The woman tended to me like a doting and loving mother and made sure there was plenty of hot water and blankets for me. Every albergue was empty, save for me. They called me “El Vikingo del Camino” because of the length of my red beard at the time. In secret, I called myself an orphan seeking out his home. It was not until the morning that I found a new strength in my bones. I gripped my tau-cross shaped staff, which had been a gift to me, and plowed the ground from underneath me. Each step was heavy with shame and my eyes were perpetually damp. I could not return to the light-hearted boy I was in the first few days. My counselor has since told me that this experience was a perfect micro-representation of my life as a whole. The Desert Fathers say that when the devil strikes you in those many invisible battles that we fought willingly or not, if you have the awareness, strike back in tears and the singing of psalms, for the soul is a forge and each side wields a hammer. It was Isaiah, the prophet, in the liturgy on this day.​

The Son

I climbed up the first mountain and stood upon its spine, soaking up the vastness of it all. I felt a certain mania, not a pathological kind, but the kind that would inspire me to do something that was not in my normal character. I belted out, in song, the first reading as a plea to our Father for something that I did not know. It was Isaiah, when he wrote that we should cry out on the mountain tops. Then I began preaching to the cattle and the wild horses as I raved across the ridge. It was Advent and the liturgy moved my heart day in and day out.

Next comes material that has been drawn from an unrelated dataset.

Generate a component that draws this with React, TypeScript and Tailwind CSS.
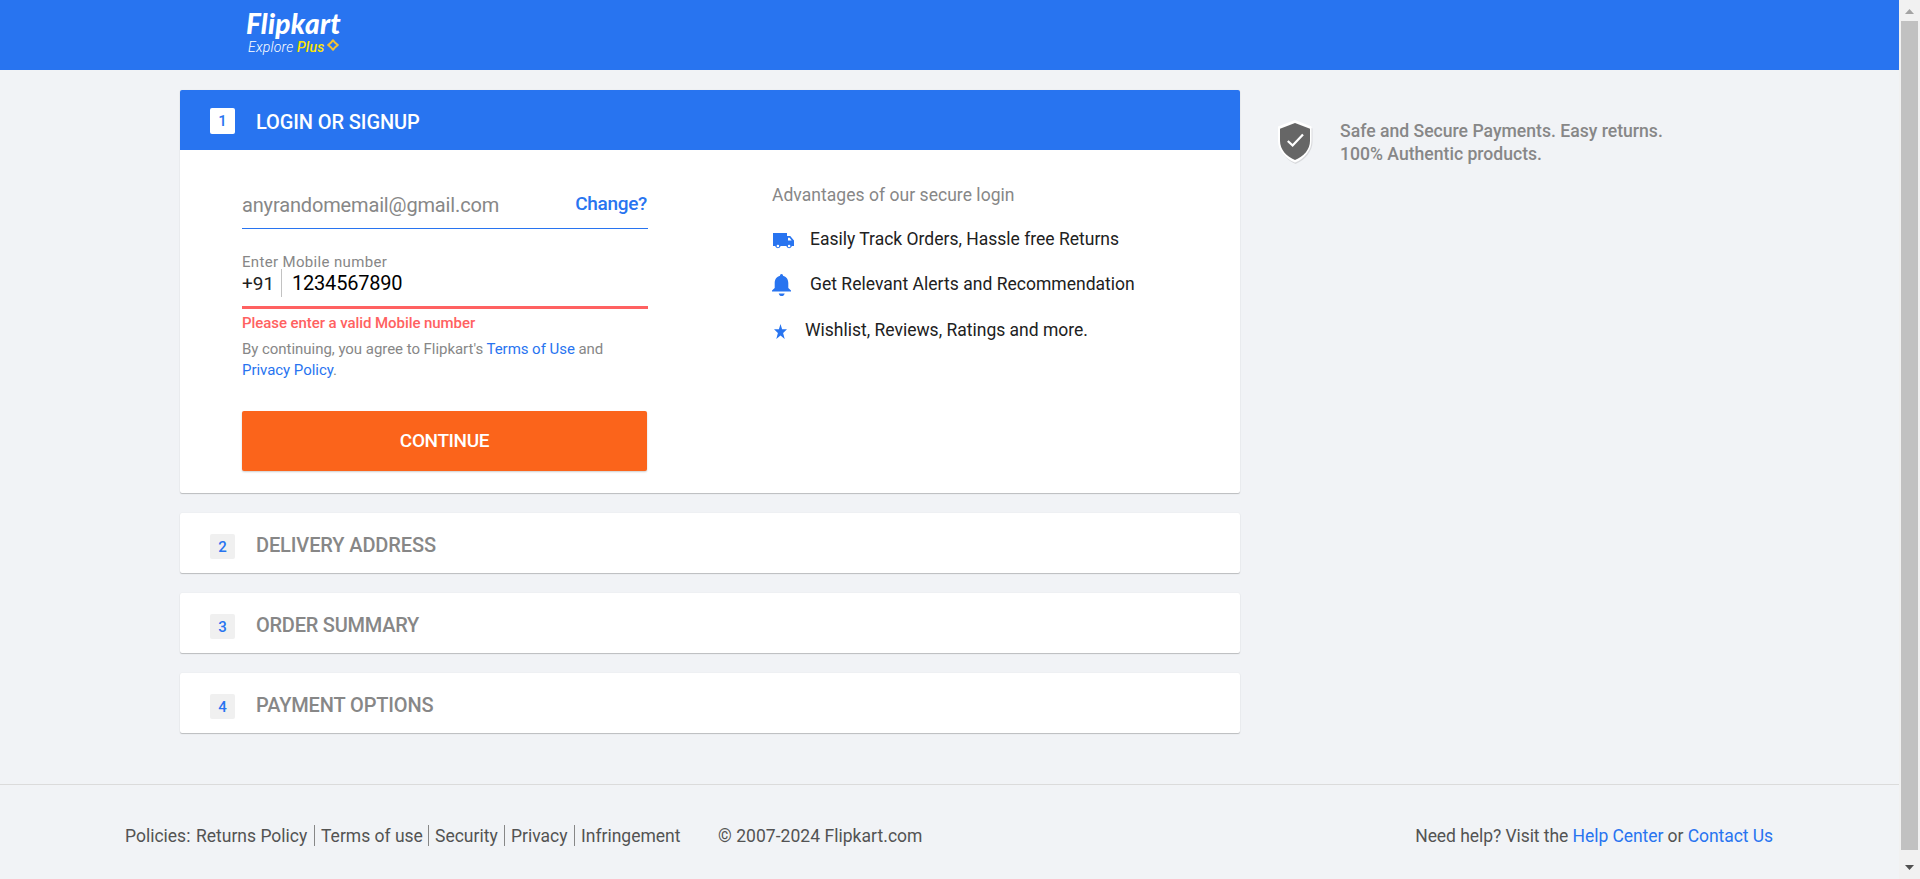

I was a pilgrim on his way to meet the Son. I had been alone for eight or nine days at this point and had never been quite so alone before. I previously thought I was good at being alone, but found quickly that I was only good at setting alone time for myself. I no longer feared in the way I had in the first days, this day I carried with me a fear that could only be described as reverence. The Earth became a place of worship, all things bowed beneath the splendor of our God who was to make Himself lower than us in His humble birth amidst the swine.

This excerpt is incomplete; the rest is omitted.